Arizona Daily Wildcat
"Pygmalion" is playing at Live Theatre Workshop, 5317 E. Speedway, through March 28. Tickets are $10 per person, $9 for students. The performance times are 7:30 p.m. on Friday and Saturday, 3 p.m. Sunday.
Ovid wrote the original story of Pygmalion in "Metamorphoses." It is about a sculptor who hates real women, so he makes himself a life-size love doll out of ivory. He dresses it up in fancy clothes and jewels its ears with pearls. He lays it upon his cushions and calls it his "bedfellow." One day, Venus brings Pygmalion's creation to life. And Pygmalion finally has a real woman worth living with.
George Bernard Shaw's play "Pygmalion" has one fundamental change. The guy doesn't get to keep the girl. Shaw believed that the ragshop of ready-made "happy endings" was the bastard child of romance. So he made a story that was more believably arbitrary. An indefinite ending that only hinted at the possibilities.
The story goes something like this: Henry Higgins, a famous scholar of phonetics meets by chance another cunning linguist named Colonel Pickering. They get to talking about how poorly the English people speak. But Higgins is a Utopian who believes that correct speech can be taught.

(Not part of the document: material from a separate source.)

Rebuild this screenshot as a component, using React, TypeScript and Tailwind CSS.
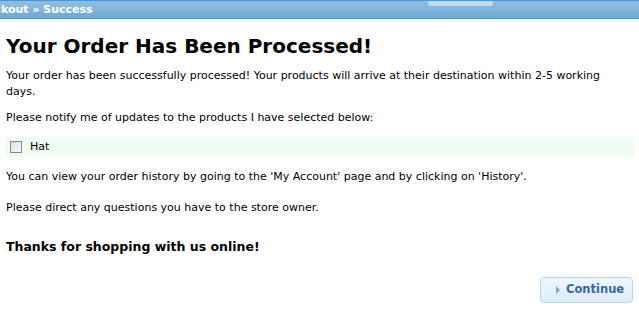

As an example, he points out a nearby, brutish flower-girl named Liza Doolittle. "You see this creature with her curbstone English," he says to Pickering, "the English that will keep her in the gutter to the end of her days. Well, sir, in three months I could pass her off as a duchess at an ambassador's garden party."
When Liza seeks his instruction the very next day, Pickering reminds Higgins of the boast and they both set out to edify the girl as a sort of sport.
You may recognize the story if you've ever seen the musical "My Fair Lady." At times, I half expected the cast of "Pygmalion," playing now at Live Theatre Workshop, to sing instead of recite their remonstrances. But the cast of this play is enough in concert to provide for an appreciation close to that of music.
That doesn't mean it is an especially good performance. In fact, the cast is on a level of equal mediocrity, which makes for an easy acceptance of the dramatic act. No one character outperforms another. However, since some characters have considerably more lines than other characters, their mediocrity is more or less apparent.
James Mitchell Gooden, who plays Henry Higgins, has a flare for timing and quick delivery that galvanizes the performance and gives the play an impressive pace. He makes this unbelievably chauvinistic character likable, which is his most sterling quality. Jennifer Williams plays the broguish flower-girl Liza Doolittle inconsistently but gets better when she recites lines in a duchess's English. One of the flaws in her performance is that she treats the diverging speech acts as if they embody two different characters instead of split characters in the same psyche. And Bruce Bieszki, who plays Liza's father Alfred Doolittle, faults the character with sheepish mannerisms, throwing a bit of Stan Laurel into his staging instead of mastering the written part. Fortunately his lines - some of the best tracts of amoral logic ever written for the stage - speak more definitively than he does.
Despite the long spells between scenes, the play moves well. To the credit of the director of "Pygmalion," Elizabeth Seddon Gooden, the play works around the constraints of the performance space and nobly ignores the audience members who wend around the stage in the middle of the performance to get to the restroom. If nothing else, "Pygmalion" plays to the mediocrity of its audience, which is a kind of merit in itself.
And the choice of endings attests to this conventional approach. The director undercuts Shaw's vision of indefinite endings with added lines that imply Liza will get married. Though it's not written in the script except in an author's note appended to the play, the certain ending plays to the audience's expectations. And like the vivified creation of Ovid's Pygmalion, the woman's only course is to fall into matrimony with a man.